In case you don’t know, SUP stands for Stand Up Paddleboarding, which is a cross between surfing (it uses a surfboard-like board) and canoeing (it uses a long paddle). While similar to the surfboard, the paddleboard is longer, thicker and wider to allow for greater stability. When paddleboarding, the rider stands upright and paddles instead of sitting, as in a canoe.
The popularity of this sport has been growing in leaps and bounds in the last 5 years and as paddleboarders with pooches began to experiment with taking along their canine companion others began to “get on board” with this also.
How to Get Started
Some dogs can be frightened being on a surface, such as a paddleboard, for the first time that feels unstable. Jumping in with both feet for the first time can set you up for failure before you really get started. Take time to acclimate your dog to the board on dry land before you even get on the water at all.
Introduce your dog to the board in your yard or on the sand at the beach. Let him get a feel for it without any rolling from the water to complicate things yet. Make sure your dog will follow basic voice commands to sit and stay to keep him from possibly jumping overboard. Do not worry that your dog will never get the hang of it even if he is a slow starter. Time and patience will usually overcome any reluctance. Use of clicker training or reward training can help if your dog is especially nervous or resistant.
Sometimes it helps to have the board in the house where your dog can get used seeing it and be able to explore it on his own without you watching. It provides, not a bond, per se, but a feeling of possession with your dog – he thinks it’s his and he is letting you use it to chauffer him around the lake.

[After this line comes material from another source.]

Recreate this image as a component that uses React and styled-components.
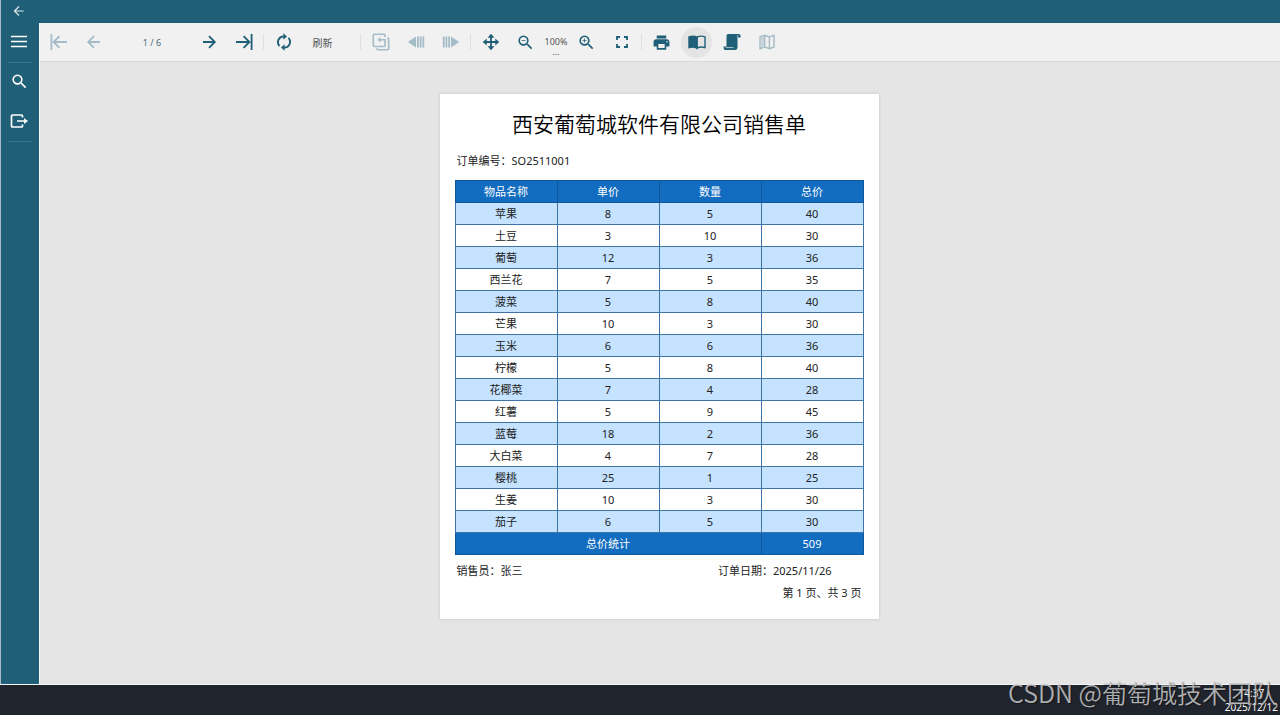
import React, { useState } from "react";
import styled, { createGlobalStyle, css } from "styled-components";
import { MdSearch, MdZoomIn, MdZoomOut, MdPrint } from "react-icons/md";

const columns = ["物品名称", "单价", "数量", "总价"];

const items = [
    ["苹果", 8, 5],
    ["土豆", 3, 10],
    ["葡萄", 12, 3],
    ["西兰花", 7, 5],
    ["菠菜", 5, 8],
    ["芒果", 10, 3],
    ["玉米", 6, 6],
    ["柠檬", 5, 8],
    ["花椰菜", 7, 4],
    ["红薯", 5, 9],
    ["蓝莓", 18, 2],
    ["大白菜", 4, 7],
    ["樱桃", 25, 1],
    ["生姜", 10, 3],
    ["茄子", 6, 5],
];

const total = items.reduce((sum, [, price, count]) => sum + price * count, 0);

const Line = ({ size = 18, width = 2, children }) => (
    <svg
        width={size}
        height={size}
        viewBox="0 0 18 18"
        fill="none"
        stroke="currentColor"
        strokeWidth={width}
        aria-hidden="true"
    >
        {children}
    </svg>
);

const BackIcon = ({ size, width = 1.8 }) => (
    <Line size={size} width={width}>
        <path d="M15 9H3.5M9 3.2L3.2 9L9 14.8" />
    </Line>
);

const NextIcon = () => (
    <Line width={1.8}>
        <path d="M3 9h11.5M9 3.2L14.8 9L9 14.8" />
    </Line>
);

const FirstIcon = () => (
    <Line width={1.8}>
        <path d="M1.4 1v16M17 9H4M9.4 3.2L3.6 9l5.8 5.8" />
    </Line>
);

const LastIcon = () => (
    <Line width={1.8}>
        <path d="M16.6 1v16M1 9h13M8.6 3.2L14.4 9l-5.8 5.8" />
    </Line>
);

const MenuIcon = () => (
    <Line width={1.4}>
        <path d="M1 3.500h16M1 8.500h16M1 13.500h16" />
    </Line>
);

const ExportIcon = () => (
    <Line width={1.7}>
        <path d="M12.5 5.5V4Q12.5 3 11.5 3H2.5Q1.5 3 1.5 4v10q0 1 1 1h9q1 0 1-1v-1.500M7 9h9" />
        <path d="M14 6l4 3l-4 3z" fill="currentColor" stroke="none" />
    </Line>
);

const RefreshIcon = () => (
    <Line width={1.9}>
        <path d="M4.600 13.200A5.700 5.700 0 0 1 8.700 3.500M13.400 4.800A5.700 5.700 0 0 1 9.300 14.500" />
        <path
            d="M8.400 .3l3.600 3.200l-3.600 3.200zM9.600 11.300L6 14.500l3.600 3.200z"
            fill="currentColor"
            stroke="none"
        />
    </Line>
);

const ParentIcon = () => (
    <Line width={1.6}>
        <path d="M13 4V2.200Q13 1.300 12 1.300H2.300Q1.300 1.300 1.300 2.300v10.200q0 1 1 1H12q1 0 1-1V6.800H7.500" />
        <path d="M15.200 5h.5q1 0 1 1v9.800q0 1-1 1H6q-1 0-1-1v-.5" />
        <path d="M8.600 4.200L5.400 6.800l3.200 2.600z" fill="currentColor" stroke="none" />
    </Line>
);

const HistoryBackIcon = () => (
    <Line width={1.8}>
        <path d="M9 3.500v11L.8 9z" fill="currentColor" stroke="none" />
        <path d="M10.900 3.500v11M13.600 3.500v11M16.300 3.500v11" />
    </Line>
);

const HistoryForwardIcon = () => (
    <Line width={1.8}>
        <path d="M9 3.500v11L17.200 9z" fill="currentColor" stroke="none" />
        <path d="M7.100 3.500v11M4.400 3.500v11M1.700 3.500v11" />
    </Line>
);

const MoveIcon = () => (
    <Line width={1.8}>
        <path d="M9 3v12M3 9h12" />
        <path
            d="M9 .8l3.400 3.900H5.600zM9 17.200l3.400-3.900H5.600zM.8 9l3.900-3.400v6.800zM17.200 9l-3.900-3.400v6.800z"
            fill="currentColor"
            stroke="none"
        />
    </Line>
);

const FullscreenIcon = () => (
    <Line width={1.8}>
        <path d="M4 7V4h3M11 4h3v3M14 11v3h-3M7 14H4v-3" />
    </Line>
);

const BookIcon = () => (
    <Line width={1.4}>
        <path
            d="M9 4.200C6.800 3 3.500 3 1 3.800v10.800c2.500-.8 5.800-.7 8 .6z"
            fill="currentColor"
        />
        <path d="M9 4.200c2.200-1.200 5.500-1.200 8-.4v10.800c-2.500-.8-5.800-.7-8 .6z" />
    </Line>
);

const ScrollIcon = () => (
    <Line>
        <path
            d="M5.500 1H15.600C17 1 17.600 2 17.600 3.400V4.600H14.500V14.300C14.500 16 13.500 17 12 17H2.800C1.300 17 .6 16 .6 14.400V13.600H3.500V3.200C3.500 1.800 4.200 1 5.500 1z"
            fill="currentColor"
            stroke="none"
        />
        <path d="M14.400 4.600V3.300q0-1 .8-1M2.500 14.600h8" stroke="#f1f1f1" strokeWidth="0.700" />
    </Line>
);

const GalleyIcon = () => (
    <Line width={1.4}>
        <path d="M2 4l4.700-1.700l4.700 1.700L16 2.300v11.600l-4.600 1.800l-4.700-1.800L2 15.700zM6.700 2.300v11.600M11.400 4v11.700" />
        <path d="M3 4.500l3-1v10l-3 1z" fill="currentColor" stroke="none" opacity="0.500" />
    </Line>
);

export default () => {
    const [page, setPage] = useState("1 / 6");
    return (
        <Screen>
            <GlobalStyle />
            <TitleBar>
                <BackButton aria-label="返回">
                    <BackIcon size={14} width={1.6} />
                </BackButton>
            </TitleBar>
            <Body>
                <Sidebar>
                    <SideButton aria-label="菜单">
                        <MenuIcon />
                    </SideButton>
                    <SideRule />
                    <SideButton aria-label="搜索">
                        <MdSearch size={19} />
                    </SideButton>
                    <SideButton aria-label="导出">
                        <ExportIcon />
                    </SideButton>
                    <SideRule />
                </Sidebar>
                <Main>
                    <Toolbar>
                        <ToolButton disabled aria-label="首页">
                            <FirstIcon />
                        </ToolButton>
                        <ToolButton disabled aria-label="上一页">
                            <BackIcon />
                        </ToolButton>
                        <PageInput
                            aria-label="页码"
                            value={page}
                            onChange={(e) => setPage(e.target.value)}
                        />
                        <ToolButton aria-label="下一页">
                            <NextIcon />
                        </ToolButton>
                        <ToolButton aria-label="末页">
                            <LastIcon />
                        </ToolButton>
                        <Separator />
                        <ToolButton aria-label="重新加载">
                            <RefreshIcon />
                        </ToolButton>
                        <RefreshButton>刷新</RefreshButton>
                        <Separator />
                        <ToolButton disabled aria-label="返回父报表">
                            <ParentIcon />
                        </ToolButton>
                        <ToolButton disabled aria-label="后退">
                            <HistoryBackIcon />
                        </ToolButton>
                        <ToolButton disabled aria-label="前进">
                            <HistoryForwardIcon />
                        </ToolButton>
                        <Separator />
                        <ToolButton aria-label="移动">
                            <MoveIcon />
                        </ToolButton>
                        <ToolButton aria-label="缩小">
                            <MdZoomOut size={19} />
                        </ToolButton>
                        <ZoomButton>
                            <span>100%</span>
                            <span>...</span>
                        </ZoomButton>
                        <ToolButton aria-label="放大">
                            <MdZoomIn size={19} />
                        </ToolButton>
                        <ToolButton aria-label="全屏">
                            <FullscreenIcon />
                        </ToolButton>
                        <Separator />
                        <ToolButton aria-label="打印">
                            <MdPrint size={19} />
                        </ToolButton>
                        <ToolButton $active aria-label="单页">
                            <BookIcon />
                        </ToolButton>
                        <ToolButton aria-label="连续">
                            <ScrollIcon />
                        </ToolButton>
                        <ToolButton disabled aria-label="版面">
                            <GalleyIcon />
                        </ToolButton>
                    </Toolbar>
                    <Viewer>
                        <Paper>
                            <Title>西安葡萄城软件有限公司销售单</Title>
                            <OrderLine>
                                <Field>
                                    <span>订单编号：</span>
                                    <span>SO2511001</span>
                                </Field>
                            </OrderLine>
                            <Table>
                                <thead>
                                    <tr>
                                        {columns.map((name) => (
                                            <th key={name}>{name}</th>
                                        ))}
                                    </tr>
                                </thead>
                                <tbody>
                                    {items.map(([name, price, count]) => (
                                        <tr key={name}>
                                            <td>{name}</td>
                                            <td>{price}</td>
                                            <td>{count}</td>
                                            <td>{price * count}</td>
                                        </tr>
                                    ))}
                                </tbody>
                                <tfoot>
                                    <tr>
                                        <td colSpan={3}>总价统计</td>
                                        <td>{total}</td>
                                    </tr>
                                </tfoot>
                            </Table>
                            <SignLine>
                                <Field>
                                    <span>销售员：</span>
                                    <span>张三</span>
                                </Field>
                                <DateField>
                                    <span>订单日期：</span>
                                    <span>2025/11/26</span>
                                </DateField>
                            </SignLine>
                            <PageCount>第 1 页、共 3 页</PageCount>
                        </Paper>
                    </Viewer>
                </Main>
            </Body>
            <Taskbar>
                <Clock>
                    <span>14:37</span>
                    <span>2025/12/12</span>
                </Clock>
                <Watermark>CSDN @葡萄城技术团队</Watermark>
            </Taskbar>
        </Screen>
    );
};

const GlobalStyle = createGlobalStyle`
    * {
        box-sizing: border-box;
    }

    body {
        margin: 0;
        font-family: "Noto Sans", "Noto Sans CJK SC", sans-serif;
        font-size: 11px;
        color: #222;
    }

    button,
    input {
        margin: 0;
        padding: 0;
        border: 0;
        background: none;
        font: inherit;
        color: inherit;
    }

    svg {
        display: block;
    }
`;

const Screen = styled.div`
    display: flex;
    flex-direction: column;
    min-height: 100vh;
`;

const TitleBar = styled.header`
    height: 23px;
    display: flex;
    background: #205f78;
    border-left: 1px solid #a9bcc5;
    color: #dbe7eb;
`;

const BackButton = styled.button`
    width: 38px;
    padding: 0 2px 1px 0;
    display: flex;
    align-items: center;
    justify-content: center;
`;

const Body = styled.div`
    flex: 1;
    display: flex;
    border-bottom: 1px solid #f4f4f4;
`;

const Sidebar = styled.nav`
    width: 39px;
    display: flex;
    flex-direction: column;
    align-items: center;
    background: #205f78;
    border-left: 1px solid #a9bcc5;
    color: #fff;
`;

const SideButton = styled.button`
    width: 100%;
    height: 39px;
    padding: 0 2px 2px 0;
    display: flex;
    align-items: center;
    justify-content: center;
`;

const SideRule = styled.hr`
    width: 24px;
    height: 1px;
    margin: 0;
    border: 0;
    background: #3d7388;
`;

const Main = styled.main`
    flex: 1;
    min-width: 0;
    display: flex;
    flex-direction: column;
    background: #e5e5e5;
    border-left: 1px solid #f8f8f8;
`;

const Toolbar = styled.div`
    height: 39px;
    display: flex;
    align-items: center;
    padding-left: 1px;
    background: #f1f1f1;
    border-bottom: 1px solid #d8d8d8;
    color: #205f78;
`;

const ToolButton = styled.button`
    width: 35px;
    height: 38px;
    flex-shrink: 0;
    display: flex;
    align-items: center;
    justify-content: center;

    &:disabled {
        color: #a3bcc7;
    }

    ${({ $active }) =>
        $active &&
        css`
            width: 31px;
            height: 31px;
            margin: 0 2px;
            border-radius: 50%;
            background: #e4e4e4;
        `}
`;

const PageInput = styled.input`
    width: 80px;
    height: 24px;
    padding-left: 2px;
    text-align: center;
    font-size: 9px;
    color: #4a6b78;
`;

const Separator = styled.div`
    width: 1px;
    height: 16px;
    margin: 0 2px;
    background: #dedede;
`;

const RefreshButton = styled.button`
    width: 57px;
    height: 38px;
    padding-right: 14px;
    font-size: 10px;
    color: #555;
`;

const ZoomButton = styled.button`
    width: 26px;
    height: 38px;
    padding-top: 14px;
    display: flex;
    flex-direction: column;
    align-items: center;
    font-size: 9px;
    line-height: 10px;
    color: #555;
`;

const Viewer = styled.div`
    flex: 1;
    display: flex;
    justify-content: center;
    align-items: flex-start;
    padding: 32px 2px 32px 0;
`;

const Paper = styled.article`
    width: 439px;
    padding: 14px 15px 15px;
    background: #fff;
    box-shadow: 0 0 3px rgba(0, 0, 0, 0.15);
    color: #222;
`;

const Title = styled.h1`
    margin: 0;
    font-size: 21px;
    line-height: 32px;
    font-weight: 350;
    text-align: center;
    color: #000;
`;

const OrderLine = styled.div`
    padding: 10px 2px 8px;
`;

const Field = styled.div`
    display: flex;
    line-height: 22px;
`;

const Table = styled.table`
    width: 100%;
    table-layout: fixed;
    border-collapse: collapse;
    text-align: center;

    th,
    td {
        height: 22px;
        padding: 0;
        border: 1px solid #3f74a8;
        line-height: 16px;
        font-weight: 400;
    }

    thead,
    tfoot {
        background: #126cc0;
        color: #fff;
    }

    thead th,
    tfoot td {
        border-color: #0f5699;
    }

    tbody tr:nth-child(odd) {
        background: #c5e3ff;
    }
`;

const SignLine = styled.div`
    display: flex;
    justify-content: space-between;
    padding: 5px 2px 0;
`;

const DateField = styled(Field)`
    padding-right: 30px;
`;

const PageCount = styled.div`
    padding-right: 2px;
    line-height: 22px;
    text-align: right;
`;

const Taskbar = styled.footer`
    position: relative;
    height: 30px;
    display: flex;
    justify-content: flex-end;
    background: #20242c;
`;

const Clock = styled.div`
    display: flex;
    flex-direction: column;
    padding: 1px 2px 0 0;
    text-align: center;
    font-size: 10px;
    line-height: 14px;
    color: #fff;
`;

const Watermark = styled.div`
    position: absolute;
    right: 3px;
    top: -5px;
    font-family: "Noto Sans CJK SC", sans-serif;
    font-size: 25px;
    font-weight: 350;
    line-height: 25px;
    white-space: nowrap;
    color: rgba(200, 200, 200, 0.85);
    text-shadow: 1px 1px 1px rgba(0, 0, 0, 0.4);
`;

Once your dog has become accustomed to being on the board on land it’s time to move onto some quiet water for his first mini-voyage. Take your dog and your board to a lake or other relatively calm body of water. You can go to the beach as well if you can find a mostly wave free zone. Continue short trips, gradually increasing the time and distance as your dog becomes more comfortable. If SUPing at the beach, gradually practice longer trips on the waves as your dog becomes adjusted to the movement beneath his paws.
Water Safety for All
Safety is always a high priority when on the water for both humans and their canines. Not all dogs can swim. Adventure can quickly turn into tragedy if safety is ignored or the importance downplayed. It is advisable to outfit yourself and your dog with a life vest, even if you both can swim. For your dog, a life vest with a handle functions on several levels. It will keep your dog afloat if he jumps or falls off the board. Even dogs that can swim may become tired and need help staying afloat. It is possible, also, for a dog to bump his head when falling off the board and may struggle to stay afloat without help. It helps you to see your dog better if he is off the board, as well as being more visible to others on the water in boats, on jet skis or on a paddleboard. Life jackets for dogs also have a handle allowing you to more easily lift the dog back onto the board.
With a little planning and training you and your dog can enjoy this great sport and the great outdoors safely together. Happy SUPing!